El rey Carlos III, temeroso de perder la gracia de las adineradas familias cubanas que habían observado como sus arcas crecían gracias al intercambio comercial con los estados del norte durante el período de ocupación inglesa, comenzó una política de despotismo ilustrado y absolutismo nobiliario mediante el cual comenzó a entregar títulos a los apellidos más ilustres que abonaban suculentas donaciones a las empobrecidas arcas reales.
Aquellas familias contaban con vastas extensiones de tierra, ingenios más o menos modernos y en su gran mayoría grandes dotaciones de esclavos. Pero esas posesiones estaban lejos de la gran urbe donde cada salida podía convertirse en el ridículo del año si no se vestía a la moda o no se usaban las joyas más exclusivas.
Así que las familias criollas comenzaron a levantar grandes mansiones como residencia habitual o como Quintas de Recreo. Tras estas comenzaron a llegar las calesas, los quitrines y las victorias, destinadas a transportar les por la Alameda de Extramuros (Paseo del Prado), la Alameda de Paula y las callejuelas de la Habana Vieja. Se hizo indispensable entonces contar con alguien que manejara aquellos carruajes con elegancia y soltura, apareció entonces el oficio de calesero.
El calesero, un esclavo valioso
Sin el ánimo de crear clases privilegiadas dentro de la denigrante cuestión de la esclavitud, debemos reconocer que el calesero era un esclavo afortunado (si existe el término práctico) dentro de aquel terrible flagelo, pero esa fortuna había conllevado un sacrificio tremendo. Veamos las condiciones que debían tener.
Por norma general solían ser chicos que eran elegido por ser hijos de sirvientes bien valorados por las familias adineradas. Bien porque sus padres habían sido ellos mismos caleseros o porque sus madres eran las esclavas encargadas de cuidar de las señoras de la casa y sus progenie.
Era común entonces que el futuro calesero fuese desde niño elegido para aquel puesto y como tal se le educase. Crecía como acompañante de juegos de los señoritos y luego pasaba al servicio de las señoras en función de paje. Sobre los 13 o 14 años comenzaba su formación en la conducción de la calesa o volanta, casi siempre aprendían este oficio de los viejos caleseros que enseñaban a conducir los complejos carruajes a base de fustas y castigos.
El calesero solía ser un jovencito refinado, de estatura y complexión menuda, con la educación más esmerada posible para que pudiese entretener a los distinguidos invitados y conocía al dedillo los rigores del más selecto protocolo de la época.

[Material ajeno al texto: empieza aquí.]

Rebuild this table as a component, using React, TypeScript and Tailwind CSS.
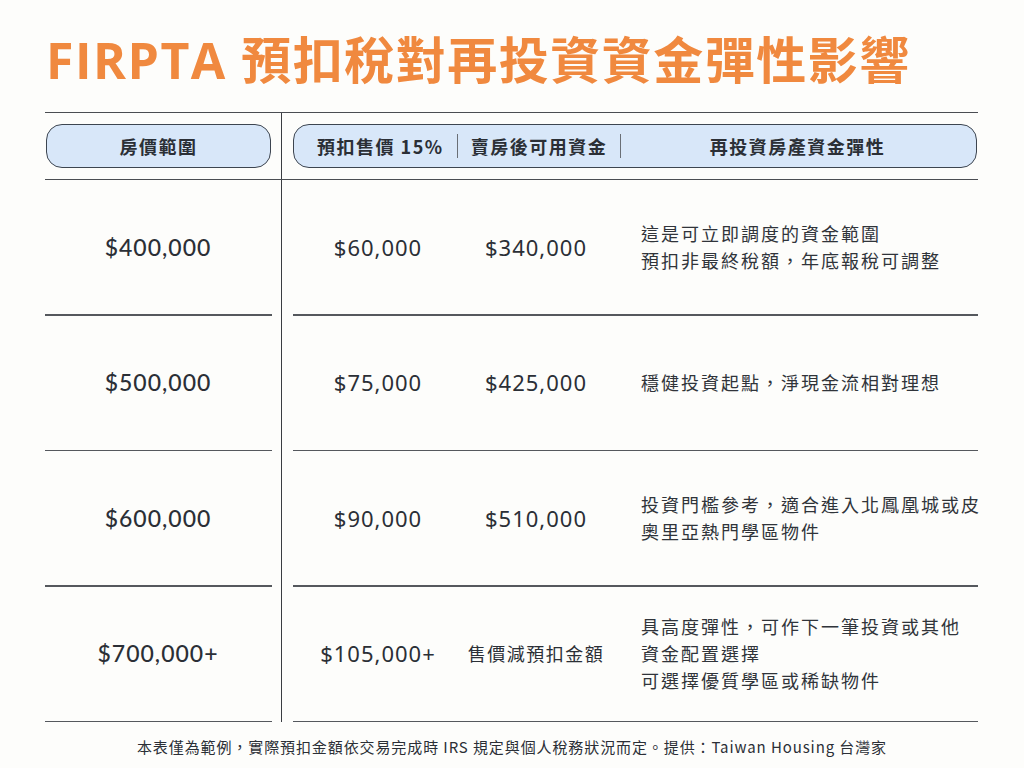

Su vestimenta iba en función del nivel de sus amos y solían considerarse muy exclusivos y eran relativamente famosos y respetados incluso entre la población libre por la exclusividad que tenían para tratar a los más distinguidos miembros de la sociedad.
Comprar un carruaje en 1850, según José García Arboleya, podía valer 500 pesos teniendo una vida útil aproximada de 8 años, siendo el calesero el elemento más caro de aquel «negocio», por eso llegó a ser usual que los ricos caídos en desgracia vendiesen y traficasen con los caleseros como bienes exclusivo y de primera clase.
José Victoriano Betancourt en su libro de Artículos de Costumbres profundiza en las relaciones que establecían con el resto del servicio que normalmente vivía hacinado en barracones mientras el calesero vivían en pequeñas dependencias adyacentes, casi siempre al lado de los establos, a las grandes residencias de sus amos.
El icónico personaje aparece constantemente en los artículos de la época, así como en caricaturas, pinturas (Landaluze dibujó varios cuadros con el calesero como temática) e incluso dentro de los movimientos independentistas pues permitían transmitir informaciones confidenciales a sus amos. Todo esto sirvió para normalizar y casi idealizar un oficio que mal disimulaba el trágico problema de la esclavitud.